When He covers us, and He really does, we will get through anything.


Even if we are martyred it does not diminish the biggest joy that we are going home soon! And God will take care of all the details between here and home. We can be excited because God will carry us through! He will help us to have the motivation to dig deep and study so our foundations are strong. God gives us faith and carries us through the hard places.
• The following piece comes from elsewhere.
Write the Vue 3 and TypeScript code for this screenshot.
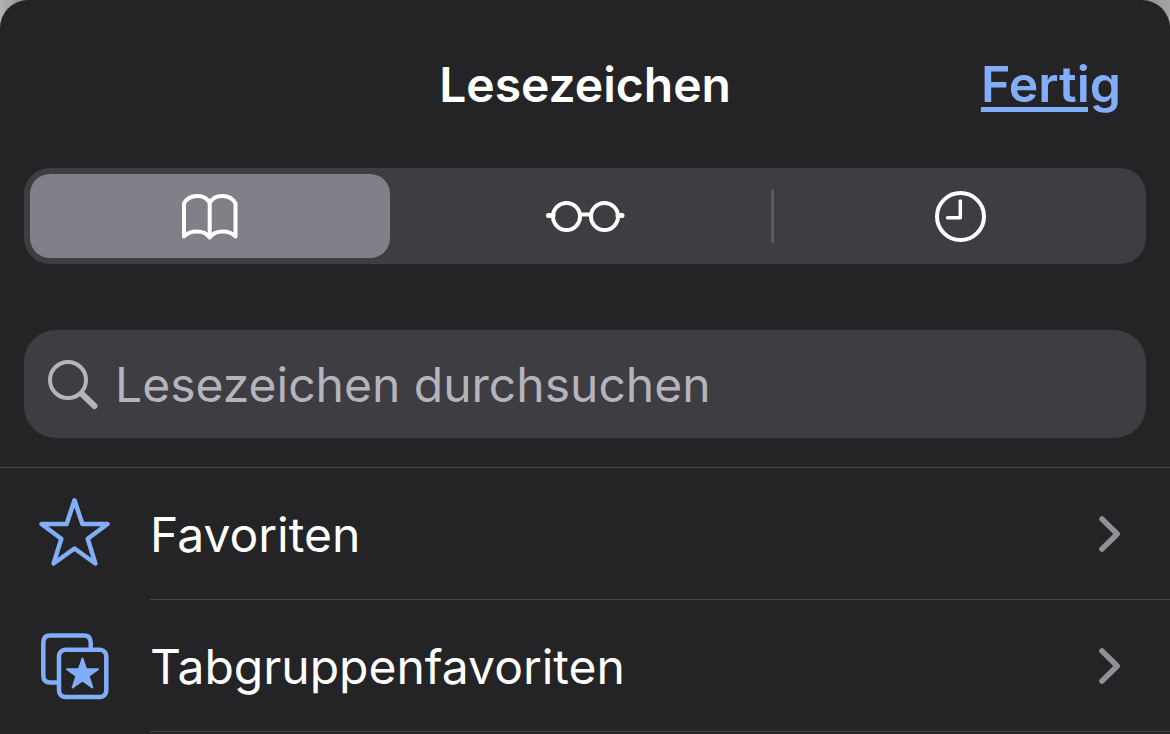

So go forth with a singing heart. Like the frogs in the swamp! Like the time when the army was led by a choir (2nd Chronicles ch. 20). Because it is God who does the work and not us. My responsibility is to keep Gods’ praises first more than the humanness of doing.

4 comments:

Christen said...

Wow. Deep thoughts. I especially appreciated what followed when the frogs became silent. Thank you for sharing. I wish I could have been there for that conversation. :)

Caitlin said...

:) It would have been lovely if you could have been here Christen! You are missed!

Teddy said...

That was one of the most beautiful things I have ever read :)I always love to hear your inspired thoughts on God and nature. Its been a long time since I've been on blogger, I cant wait to make it back and read more :) We need to visit together sometime, Katie and I have lots of exciting things about "no-till" gardens, instruments, and maybe even building a log cabin by a stream with a ready to go farm and all the woods and fields we could dream of in our possible near future! :)We are thinking vegetables and Goats :)

Caitlin said...

These are her thoughts - I just typed them up. I would love to hear about all your news!